## Direction
Lift out, unaltered, the lines of the material below between the line holding "Emit a component" and the line holding "const [agreed, setAgreed]", counting both.

## Records for processing
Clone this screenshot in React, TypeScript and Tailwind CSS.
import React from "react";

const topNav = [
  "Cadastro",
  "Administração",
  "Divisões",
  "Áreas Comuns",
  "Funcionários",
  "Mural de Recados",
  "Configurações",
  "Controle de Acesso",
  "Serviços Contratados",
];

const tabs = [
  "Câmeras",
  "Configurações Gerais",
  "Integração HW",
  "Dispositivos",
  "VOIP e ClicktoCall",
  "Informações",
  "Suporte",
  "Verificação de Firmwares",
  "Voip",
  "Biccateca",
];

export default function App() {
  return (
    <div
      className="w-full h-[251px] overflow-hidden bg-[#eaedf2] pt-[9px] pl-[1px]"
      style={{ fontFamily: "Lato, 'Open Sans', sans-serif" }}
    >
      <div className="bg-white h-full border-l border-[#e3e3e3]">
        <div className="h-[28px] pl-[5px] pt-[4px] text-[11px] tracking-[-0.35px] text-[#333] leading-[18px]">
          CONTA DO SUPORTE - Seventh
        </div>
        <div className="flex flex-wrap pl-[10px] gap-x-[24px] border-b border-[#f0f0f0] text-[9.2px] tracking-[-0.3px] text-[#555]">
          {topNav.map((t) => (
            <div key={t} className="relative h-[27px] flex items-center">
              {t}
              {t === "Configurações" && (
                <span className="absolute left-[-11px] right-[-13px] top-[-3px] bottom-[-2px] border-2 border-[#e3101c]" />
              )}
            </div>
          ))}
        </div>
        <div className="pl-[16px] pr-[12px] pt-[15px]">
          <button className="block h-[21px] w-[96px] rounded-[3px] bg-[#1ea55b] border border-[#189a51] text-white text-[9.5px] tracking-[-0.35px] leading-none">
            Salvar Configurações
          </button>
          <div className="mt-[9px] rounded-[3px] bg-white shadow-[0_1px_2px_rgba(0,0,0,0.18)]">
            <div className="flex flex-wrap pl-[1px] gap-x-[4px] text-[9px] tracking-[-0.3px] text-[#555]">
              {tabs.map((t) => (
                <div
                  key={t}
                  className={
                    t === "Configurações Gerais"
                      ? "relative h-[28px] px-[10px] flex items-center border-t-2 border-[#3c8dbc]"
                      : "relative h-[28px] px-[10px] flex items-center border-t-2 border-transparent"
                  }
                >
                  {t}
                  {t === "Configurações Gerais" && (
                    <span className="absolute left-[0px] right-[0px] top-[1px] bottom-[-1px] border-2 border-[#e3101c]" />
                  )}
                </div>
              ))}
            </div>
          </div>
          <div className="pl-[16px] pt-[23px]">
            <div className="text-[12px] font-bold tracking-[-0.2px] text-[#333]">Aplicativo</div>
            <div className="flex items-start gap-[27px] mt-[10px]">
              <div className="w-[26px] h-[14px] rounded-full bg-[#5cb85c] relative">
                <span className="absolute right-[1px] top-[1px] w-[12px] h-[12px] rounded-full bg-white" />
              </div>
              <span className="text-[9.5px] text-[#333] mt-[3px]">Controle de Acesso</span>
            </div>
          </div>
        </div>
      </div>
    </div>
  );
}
* * *
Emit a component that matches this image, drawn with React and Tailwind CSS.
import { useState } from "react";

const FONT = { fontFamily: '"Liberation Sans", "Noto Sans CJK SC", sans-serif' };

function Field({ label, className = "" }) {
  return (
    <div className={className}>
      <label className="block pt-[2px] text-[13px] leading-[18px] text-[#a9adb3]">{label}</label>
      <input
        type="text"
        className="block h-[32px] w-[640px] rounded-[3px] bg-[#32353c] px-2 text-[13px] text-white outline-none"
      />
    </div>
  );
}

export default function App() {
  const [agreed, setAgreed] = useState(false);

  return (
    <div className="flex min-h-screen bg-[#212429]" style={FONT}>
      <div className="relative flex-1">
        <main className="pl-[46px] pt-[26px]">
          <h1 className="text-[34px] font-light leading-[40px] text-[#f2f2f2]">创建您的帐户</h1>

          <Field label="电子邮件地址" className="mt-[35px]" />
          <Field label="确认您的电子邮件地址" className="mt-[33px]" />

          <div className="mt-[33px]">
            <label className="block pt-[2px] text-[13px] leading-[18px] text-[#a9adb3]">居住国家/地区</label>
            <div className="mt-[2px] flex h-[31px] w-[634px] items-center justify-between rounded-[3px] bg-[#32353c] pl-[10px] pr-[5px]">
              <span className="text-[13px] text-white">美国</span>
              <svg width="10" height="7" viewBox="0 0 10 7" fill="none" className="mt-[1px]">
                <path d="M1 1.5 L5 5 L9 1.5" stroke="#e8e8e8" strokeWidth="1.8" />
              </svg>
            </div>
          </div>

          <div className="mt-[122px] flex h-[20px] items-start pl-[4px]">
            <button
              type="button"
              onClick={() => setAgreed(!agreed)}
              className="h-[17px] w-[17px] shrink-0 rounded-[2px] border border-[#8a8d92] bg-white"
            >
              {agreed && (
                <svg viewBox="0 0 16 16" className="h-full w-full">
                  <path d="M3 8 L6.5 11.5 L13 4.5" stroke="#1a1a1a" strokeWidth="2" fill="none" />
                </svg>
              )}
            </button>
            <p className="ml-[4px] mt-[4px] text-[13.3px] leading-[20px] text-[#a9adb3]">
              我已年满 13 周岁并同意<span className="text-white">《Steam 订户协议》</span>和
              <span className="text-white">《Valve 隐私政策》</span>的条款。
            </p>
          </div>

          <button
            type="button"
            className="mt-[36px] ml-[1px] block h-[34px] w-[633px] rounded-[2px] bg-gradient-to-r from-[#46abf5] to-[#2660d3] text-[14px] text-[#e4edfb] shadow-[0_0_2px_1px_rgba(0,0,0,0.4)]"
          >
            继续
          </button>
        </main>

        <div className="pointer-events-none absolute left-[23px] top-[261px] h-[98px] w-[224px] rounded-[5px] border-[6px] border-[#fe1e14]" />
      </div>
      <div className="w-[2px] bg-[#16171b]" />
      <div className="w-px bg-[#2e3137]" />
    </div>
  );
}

## Result of this exercise
Emit a component that matches this image, drawn with React and Tailwind CSS.
import { useState } from "react";

const FONT = { fontFamily: '"Liberation Sans", "Noto Sans CJK SC", sans-serif' };

function Field({ label, className = "" }) {
  return (
    <div className={className}>
      <label className="block pt-[2px] text-[13px] leading-[18px] text-[#a9adb3]">{label}</label>
      <input
        type="text"
        className="block h-[32px] w-[640px] rounded-[3px] bg-[#32353c] px-2 text-[13px] text-white outline-none"
      />
    </div>
  );
}

export default function App() {
  const [agreed, setAgreed] = useState(false);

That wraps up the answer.